Whether Homes England grant funding has been secured to bridge the early viability gap has not been announced publicly. That matters in concrete terms: without grant support in phase one, the shortfall between what the scheme can afford and what the planning system wants tends to be absorbed by reducing affordable housing proportions rather than market sales. The first residents of Spitalgate may find that early phases deliver fewer subsidised homes than later ones — a consequence of when costs fall, not of planning intent.
What slippage means for Grantham and South Kesteven
The Local Plan to 2043 sets South Kesteven a minimum delivery target of 1,720 homes per year, and Spitalgate Heath sits at the centre of that arithmetic. If the GSRR slips further past its 2028 opening date, SKDC's five-year housing land supply position weakens — and a weakened supply position triggers the NPPF presumption in favour of sustainable development. That means planning applications on sites nobody has allocated, planned for, or provided infrastructure to serve can win permission almost automatically.
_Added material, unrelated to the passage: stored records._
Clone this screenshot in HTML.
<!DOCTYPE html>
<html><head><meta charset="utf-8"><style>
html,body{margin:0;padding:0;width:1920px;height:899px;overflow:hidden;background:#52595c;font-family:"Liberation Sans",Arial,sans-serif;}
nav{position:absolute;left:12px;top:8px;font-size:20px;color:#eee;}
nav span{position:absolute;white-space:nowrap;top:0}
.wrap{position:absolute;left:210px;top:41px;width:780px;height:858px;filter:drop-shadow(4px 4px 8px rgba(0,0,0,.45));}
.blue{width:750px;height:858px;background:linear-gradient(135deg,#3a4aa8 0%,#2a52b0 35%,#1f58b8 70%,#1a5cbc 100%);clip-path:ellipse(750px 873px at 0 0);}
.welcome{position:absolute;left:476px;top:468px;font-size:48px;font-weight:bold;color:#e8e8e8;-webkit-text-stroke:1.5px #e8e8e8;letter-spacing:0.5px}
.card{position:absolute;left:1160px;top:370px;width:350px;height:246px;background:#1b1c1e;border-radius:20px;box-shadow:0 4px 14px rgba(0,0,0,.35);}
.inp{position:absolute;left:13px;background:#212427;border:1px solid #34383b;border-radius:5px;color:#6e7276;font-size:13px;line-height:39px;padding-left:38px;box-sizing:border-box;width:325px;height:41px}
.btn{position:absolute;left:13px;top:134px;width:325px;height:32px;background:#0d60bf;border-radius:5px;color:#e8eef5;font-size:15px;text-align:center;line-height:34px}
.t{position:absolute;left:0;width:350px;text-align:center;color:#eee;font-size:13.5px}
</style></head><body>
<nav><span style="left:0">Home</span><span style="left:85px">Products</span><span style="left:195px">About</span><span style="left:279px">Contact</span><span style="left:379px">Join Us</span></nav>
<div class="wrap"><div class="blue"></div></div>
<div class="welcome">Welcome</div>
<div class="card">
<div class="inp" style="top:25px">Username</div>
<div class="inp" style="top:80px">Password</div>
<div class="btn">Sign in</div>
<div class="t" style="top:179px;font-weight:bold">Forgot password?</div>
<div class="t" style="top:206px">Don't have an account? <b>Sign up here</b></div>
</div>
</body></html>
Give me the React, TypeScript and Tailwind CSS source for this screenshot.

Delay at one planned site can produce disorder at unplanned ones.
That policy consequence is precisely why the concerns raised at mid-2026 public meetings carry more weight than local traffic frustrations alone. Residents focused on practical matters — construction traffic on Bridge End Road and the A52 during the final road-building phase, and whether the phased infrastructure schedule would keep pace with housing starts once the road opens. Those are reasonable local questions, but they sit inside a much larger planning and financial structure whose integrity depends on the 2028 date holding.
Spitalgate is not a concluded success story. It is an active test of whether the UK's current framework for phasing large greenfield settlements — infrastructure-first, S106-triggered, viability-reviewed across a generation — can hold its shape over a 25-to-35-year build-out. The first real answer arrives in 2028, when the road either opens on schedule or the entire sequence slides again, and with it the plan-period target of 1,512 homes by 2043.